▶ _Written exercise_
Omit the pictures and print exactly the lines of the listing below, starting at the first and ending at the line containing "string; icon: string;".

▶ _Supplied material_
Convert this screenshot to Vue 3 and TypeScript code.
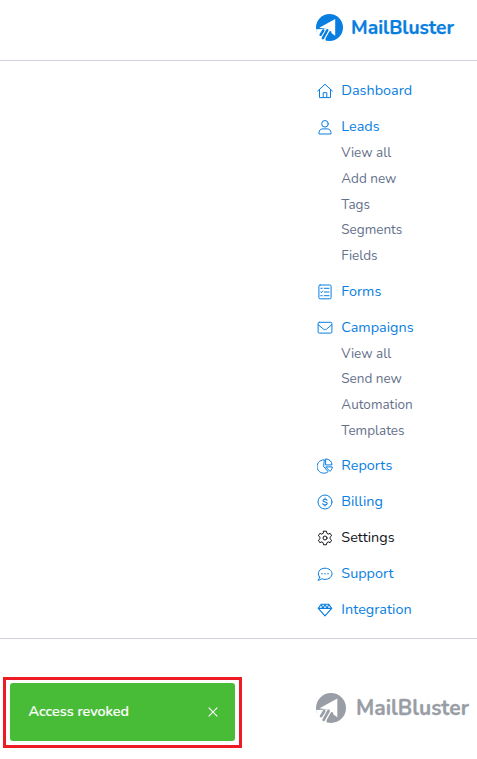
<script setup lang="ts">
interface NavItem { label: string; icon: string; active?: boolean; children?: string[] }

const items: NavItem[] = [
  { label: 'Dashboard', icon: 'home' },
  { label: 'Leads', icon: 'user', children: ['View all', 'Add new', 'Tags', 'Segments', 'Fields'] },
  { label: 'Forms', icon: 'form' },
  { label: 'Campaigns', icon: 'mail', children: ['View all', 'Send new', 'Automation', 'Templates'] },
  { label: 'Reports', icon: 'pie' },
  { label: 'Billing', icon: 'dollar' },
  { label: 'Settings', icon: 'gear', active: true },
  { label: 'Support', icon: 'chat' },
  { label: 'Integration', icon: 'gem' },
]
</script>

<template>
  <div class="page">
    <header class="header">
      <a class="brand">
        <svg class="mark" viewBox="0 0 27 27">
          <circle cx="13.5" cy="13.5" r="13.5" fill="currentColor" />
          <path d="M3.2 13.8 19.2 5V21.8L14.2 18.2 12.8 15.2Z" fill="#fff" />
          <path d="M0 15.2 12.8 14.8 14.3 17 9.5 27H6L2 23Z" fill="#fff" />
          <path d="M7.3 16.4 4.6 20.8M11.3 16.2 6.9 24.2M14.3 18.4 10.6 25.2" stroke="currentColor" stroke-width="2.5" stroke-linecap="round" />
        </svg>
        <svg class="word" viewBox="0 0 104 26"><text x="0" y="19.4" textLength="103" lengthAdjust="spacingAndGlyphs">MailBluster</text></svg>
      </a>
    </header>

    <nav class="nav">
      <div v-for="item in items" :key="item.label" class="group">
        <a class="item" :class="{ active: item.active }">
          <svg class="icon" viewBox="0 0 16 16">
            <template v-if="item.icon === 'home'">
              <path d="M.7 8 8 1.3 15.3 8M2.5 6.6v8h11v-8M6.2 14.5V9.7h3.6v4.8" />
            </template>
            <template v-else-if="item.icon === 'user'">
              <circle cx="8" cy="4.8" r="3.3" />
              <path d="M2 14.6v-1.1c0-2.2 1.7-3.6 3.8-3.6h4.4c2.1 0 3.8 1.4 3.8 3.6v1.1Z" />
            </template>
            <template v-else-if="item.icon === 'form'">
              <rect x="1.9" y="1" width="12.2" height="13.8" rx="1.2" />
              <path d="M7.2 4.3h4.8M7.2 8h4.8M7.2 11.7h4.8M3.8 4.3h1.4M3.8 11.7h1.4M3.7 7.9l.7.8 1.2-1.6" />
            </template>
            <template v-else-if="item.icon === 'mail'">
              <rect x="1.1" y="2.3" width="13.8" height="10.8" rx="1.2" />
              <path d="m1.3 4.8 5.3 4.4c.8.7 2 .7 2.8 0l5.3-4.4" />
            </template>
            <template v-else-if="item.icon === 'pie'">
              <path d="M6.9 1.8a6.7 6.7 0 1 0 4.2 11.8L6.9 8.9ZM9 .9a6 6 0 0 1 6 6H9ZM9 8.9h6.3c0 1.6-.8 3-2 4.2Z" />
            </template>
            <template v-else-if="item.icon === 'dollar'">
              <circle cx="8" cy="8" r="7" />
              <path class="bold" d="M10 6.2c-.4-.7-1.1-1-2-1-1.2 0-2 .5-2 1.3 0 2.1 4.2.9 4.2 3 0 .9-.9 1.4-2.1 1.4-1.1 0-1.9-.4-2.3-1.2M8 4v1M8 11v1" />
            </template>
            <template v-else-if="item.icon === 'gear'">
              <path d="M6.6 1.2h2.8l.5 2.1 1.3.8 2-.7 1.4 2.4L13 7.3v1.4l1.6 1.5-1.4 2.4-2-.7-1.3.8-.5 2.1H6.6l-.5-2.1-1.3-.8-2 .7-1.4-2.4L3 8.7V7.3L1.4 5.8l1.4-2.4 2 .7 1.3-.8Z" />
              <circle cx="8" cy="8" r="2" />
            </template>
            <template v-else-if="item.icon === 'chat'">
              <path d="M2.6 11.2C-.7 7 2.5 2.2 8 2.2c4 0 7 2.5 7 5.6s-3 5.6-7 5.6c-1.1 0-2.2-.2-3.1-.6-1.1.9-2.4 1.4-4 1.4.9-.8 1.6-1.8 1.7-3Z" />
              <path class="dots" d="M5 7.8h.01M8 7.8h.01M11 7.8h.01" />
            </template>
            <template v-else>
              <path class="bold" d="M4.2 2.3h7.6l2.9 4.1L8 13.9 1.3 6.4ZM1.3 6.4h13.4M4.4 2.5l1.4 3.7L8 2.8l2.2 3.4 1.4-3.7" />
            </template>
          </svg>
          <span>{{ item.label }}</span>
        </a>
        <div v-if="item.children" class="sub">
          <a v-for="child in item.children" :key="child" class="subitem">{{ child }}</a>
        </div>
      </div>
    </nav>

    <footer class="footer">
      <div class="highlight">
        <div class="toast">
          <span>Access revoked</span>
          <svg class="close" viewBox="0 0 10 10"><path d="m.7.7 8.6 8.6M9.3.7.7 9.3" /></svg>
        </div>
      </div>
      <a class="brand muted">
        <svg class="mark" viewBox="0 0 27 27">
          <circle cx="13.5" cy="13.5" r="13.5" fill="currentColor" />
          <path d="M3.2 13.8 19.2 5V21.8L14.2 18.2 12.8 15.2Z" fill="#fff" />
          <path d="M0 15.2 12.8 14.8 14.3 17 9.5 27H6L2 23Z" fill="#fff" />
          <path d="M7.3 16.4 4.6 20.8M11.3 16.2 6.9 24.2M14.3 18.4 10.6 25.2" stroke="currentColor" stroke-width="2.5" stroke-linecap="round" />
        </svg>
        <svg class="word" viewBox="0 0 104 26"><text x="0" y="19.6" textLength="103" lengthAdjust="spacingAndGlyphs">MailBluster</text></svg>
      </a>
    </footer>
  </div>
</template>

<style>
body { background: #fff; }
</style>

<style scoped>
.page { width: 477px; height: 759px; overflow: hidden; background: #fff; font-family: Nunito, "Open Sans", sans-serif; }
.header { height: 60px; box-sizing: content-box; border-bottom: 1px solid #cfd1e0; padding-left: 316px; }
.brand { display: flex; align-items: center; gap: 8px; height: 55px; color: #087ee1; }
.mark { width: 27px; height: 27px; flex: none; fill: none; }
.word { width: 104px; height: 26px; flex: none; overflow: visible; }
.word text { font: 700 19.4px Nunito, Roboto, sans-serif; fill: currentColor; stroke: currentColor; stroke-width: .25; }
.nav { height: 578px; box-sizing: border-box; padding: 11.6px 0 0 316px; border-bottom: 1px solid #cfd1e0; }
.item { display: flex; align-items: center; gap: 8.3px; height: 36px; color: #087ee1; font-size: 14.4px; line-height: 21px; white-space: nowrap; }
.item.active { color: #12151a; }
.icon { width: 16px; height: 16px; margin: 1px 0 0 1px; flex: none; fill: none; stroke: currentColor; stroke-width: 1; stroke-linejoin: round; stroke-linecap: round; }
.icon .bold { stroke-width: 1.1; }
.icon .dots { stroke-width: 1.4; }
.sub { margin: -4.75px 0 4.75px 25.3px; }
.subitem { display: flex; align-items: center; height: 25.7px; color: #64708b; font-size: 13.5px; line-height: 21px; white-space: nowrap; }
.footer { display: flex; padding: 38px 0 0 3px; }
.highlight { width: 239px; height: 71px; box-sizing: border-box; border: 3px solid #ed1c24; padding: 3px 4px; flex: none; }
.toast { display: flex; align-items: center; justify-content: space-between; width: 225px; height: 58px; box-sizing: border-box; padding: 0 17.5px 0 18.5px; border-radius: 3px; background: #49bc37; color: #fff; font-size: 14.4px; font-weight: 500; line-height: 20px; }
.toast span { margin-bottom: 3px; -webkit-text-stroke: .2px #fff; }
.close { width: 10px; height: 10px; fill: none; stroke: #fff; stroke-width: 1.1; }
.muted { color: #999da5; height: 62px; margin-left: 74px; gap: 9.5px; }
.muted .mark { width: 30px; height: 30px; }
.muted .word { width: 114px; height: 28.5px; }
</style>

▶ _Written answer_
Convert this screenshot to Vue 3 and TypeScript code.
<script setup lang="ts">
interface NavItem { label: string; icon: string; active?: boolean; children?: string[] }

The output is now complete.